Feb 05, 2010 (10:29 am)

Replying to: pod (Feb 05, 2010 10:06 am)
Could not agree more. Many have said this, but the fanbois just don't want to listen. A 30K+ Taurus is a very hard sell. Especially with the not-so-stellar 3.5L Duratec. The SHO is an excellent vehicle, but $45,000 ?!?!? Good luck with that.

#319 of 493 Re: January ford sales, taurus [freezed] by akirby

Feb 05, 2010 (10:40 am)

Replying to: freezed (Feb 05, 2010 10:29 am)
I don't think you'll see any big increase in incentives because Ford is no longer playing the volume game. You don't see a lot of Taurus' on the lots because they're matching production to actual demand and not creating artificial demand. And they should be reaping a nice profit on the ones they do sell. Throwing cash on the hood only helps volume, not profits and it kills resale values.
 
What some of the non-fanbois fail to realize is that this isn't the old Taurus fleet queen. It isn't competing against the Camry and the Accord. It's in a different market segment now with the Fusion doing the dirty work in the midsize arena.
 
So how did the Taurus fare against the Avalon last month? Or the 300C? Or the Buick LaCrosse/Lucerne? That is the competition.

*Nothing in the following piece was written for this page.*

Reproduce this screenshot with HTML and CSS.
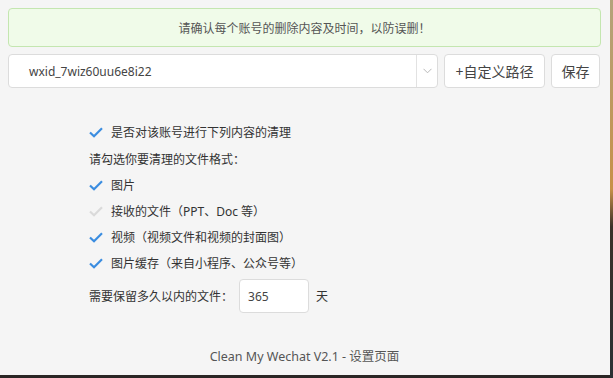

#320 of 493 Re: January ford sales, taurus [pod] by british_rover

Feb 05, 2010 (11:16 am)

Replying to: pod (Feb 05, 2010 10:06 am)

Ok, Automobile says LaCrosse sales shot up an impressive 185 percent to 4246 vehicles. RTT News says sales of the Lexus ES350 was 2923 units, up 6.6% over January last year.

Better then the ES350 which it competes with on price just larger.
 
link title

#321 of 493 Re: January ford sales, taurus [british_rover] by akirby

Feb 05, 2010 (12:07 pm)

Replying to: british_rover (Feb 05, 2010 11:16 am)
Toyota Avalon sales Jan. 2010 - 944, down 56% from Jan. 2009..
Chrysler 300 was 1654 vs. 2200 a year ago.
 
Taurus seems to be holding its own against the direct competitors.